In queste ore il tema delle pensioni sta riscuotendo un enorme interesse. Infatti, si attende l’ufficialità, come anticipato in precedenza, del fatto che arriverà a fine 2018, con la legge di bilancio, l’addio alla legge Fornero.
La principale novità della futura riforma, riguarda la cosiddetta quota 100, ovvero in questo caso la pensione si raggiungerà sommando l’età anagrafica del lavoratore che vuole andare in pensione ai contributi versati da quest’ultimo. Tuttavia, sono previsti due requisiti, fatti trapelare però nelle ultime settimane: aver compiuto 64 anni e al massimo due anni di contributi figurativi.
Più incerto invece il discorso dei “Quota 41“: infatti, tali lavoratori dovrebbero raggiungere appunto 41 anni di contributi versati.
I dubbi riguardano il fatto che se si dovesse scendere alla soglia che permette di lasciare il lavoro a qualsiasi età, il requisito minimo di contributi sarebbe quello di almeno 41 anni e mezzo. O forse anche qualcosa di più.
Altrimenti, si potrebbe creare l’abbandono del lavoro contemporaneo di centinaia di migliaia di persone, portando scompensi all’Inps e ai conti pubblici.
Pertanto, subito dopo l’estate, il governo dovrà intensificare il lavoro su questi temi, molto cari ai lavoratori, compresi ovviamente quelli della scuola.
Quindi l’idea del governo è quella di cambiare le regole che oggi sono in vigore, ovvero per la pensione di vecchiaia sono richiesti 66 anni e 7 mesi di età (più 20 anni di anzianità contributiva) che dal prossimo anno aumenteranno a 67 anni a causa dell’adeguamento con l’aumento delle aspettative di vita rilevato dall’Istat.
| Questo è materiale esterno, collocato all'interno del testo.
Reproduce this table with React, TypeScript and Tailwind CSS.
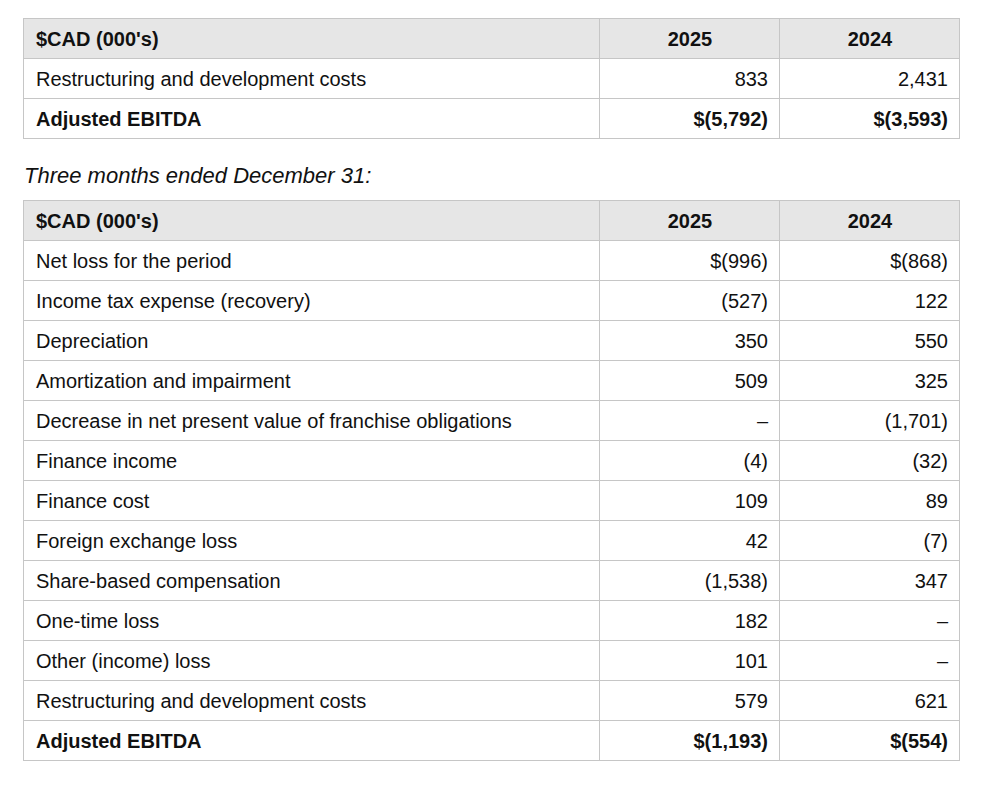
const first = [
  { label: 'Restructuring and development costs', a: '833', b: '2,431' },
]

const second = [
  { label: 'Net loss for the period', a: '$(996)', b: '$(868)' },
  { label: 'Income tax expense (recovery)', a: '(527)', b: '122' },
  { label: 'Depreciation', a: '350', b: '550' },
  { label: 'Amortization and impairment', a: '509', b: '325' },
  { label: 'Decrease in net present value of franchise obligations', a: '–', b: '(1,701)' },
  { label: 'Finance income', a: '(4)', b: '(32)' },
  { label: 'Finance cost', a: '109', b: '89' },
  { label: 'Foreign exchange loss', a: '42', b: '(7)' },
  { label: 'Share-based compensation', a: '(1,538)', b: '347' },
  { label: 'One-time loss', a: '182', b: '–' },
  { label: 'Other (income) loss', a: '101', b: '–' },
  { label: 'Restructuring and development costs', a: '579', b: '621' },
]

function Table({ rows, total }: { rows: { label: string; a: string; b: string }[]; total: { a: string; b: string } }) {
  const cell = 'border border-[#c6c6c6] h-[40px] p-0 pl-3 pr-[11px]'
  return (
    <table className="border-collapse w-[936px] table-fixed text-[20px] text-[#111]">
      <colgroup>
        <col className="w-[576px]" />
        <col className="w-[180px]" />
        <col className="w-[180px]" />
      </colgroup>
      <tbody>
        <tr className="bg-[#e6e6e6] font-bold">
          <td className={cell + ' text-left'}>$CAD (000's)</td>
          <td className={cell + ' text-center'}>2025</td>
          <td className={cell + ' text-center'}>2024</td>
        </tr>
        {rows.map(r => (
          <tr key={r.label}>
            <td className={cell + ' text-left'}>{r.label}</td>
            <td className={cell + ' text-right'}>{r.a}</td>
            <td className={cell + ' text-right'}>{r.b}</td>
          </tr>
        ))}
        <tr className="font-bold">
          <td className={cell + ' text-left'}>Adjusted EBITDA</td>
          <td className={cell + ' text-right'}>{total.a}</td>
          <td className={cell + ' text-right'}>{total.b}</td>
        </tr>
      </tbody>
    </table>
  )
}

export default function App() {
  return (
    <div className="bg-white min-h-screen pt-[18px] pl-[23px] font-['Liberation_Sans',Arial,sans-serif]">
      <Table rows={first} total={{ a: '$(5,792)', b: '$(3,593)' }} />
      <p className="italic text-[22px] text-[#111] pl-px h-[61px] pt-[25px] leading-[24px]">Three months ended December 31:</p>
      <Table rows={second} total={{ a: '$(1,193)', b: '$(554)' }} />
    </div>
  )
}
Per la pensione anticipata, invece, non viene indicata alcuna età anagrafica poiché è sufficiente aver maturato 42 anni e 10 mesi di contributi (per gli uomini) o 41 anni e 10 mesi (per le donne). Anche il requisito contributivo della pensione anticipata subirà una variazione dal 1° gennaio 2019 quando per smettere di lavorare bisognerà aver maturato 43 anni e 3 mesi (uomini) o 42 anni e 3 mesi (donne).
Il 4 aprile 2018 l’Inps ha pubblicato la circolare n.62 che fissa l’adeguamento dei requisiti di accesso al pensionamento agli incrementi della speranza di vita.
Dal 1° gennaio 2019, quindi, si andrà in pensione più tardi rispetto ad oggi.
L’aumento dell’età pensionabile, però, non sarà valido per tutti. Ci sono delle categorie di lavoratori, infatti, che potranno accedere alla pensione di vecchiaia all’età di 66 anni e 7 mesi, purché però abbiano maturato un’anzianità contributiva pari ad almeno 30 anni (e non 20).
Si tratta dei lavoratori che per almeno metà della abbiano svolto un’attività considerata usurante, tra cui ricordiamo gli insegnanti della scuola dell’infanzia, cioè i lavoratori che lavorano nel sistema integrato 0-6.
Risulta indispensabile ricordare, che non basta avere svolto un lavoro usurante per ottenere la pensione anticipata, ma bisogna avere un’anzianità contributiva di almeno 35 anni e avere 61 anni e 7 mesi.
Inoltre tali lavoratori devono avere almeno sette anni negli ultimi dieci di attività lavorativa, compreso l’anno di maturazione dei requisiti, per le pensioni che hanno decorrenza entro il 31 dicembre 2017 e almeno la metà della vita lavorativa per le pensioni con decorrenza dall’1 gennaio 2018 in avanti.
Ovviamente, tali requisiti pensionistici andrebbero revisionati in caso di riforma delle pensioni.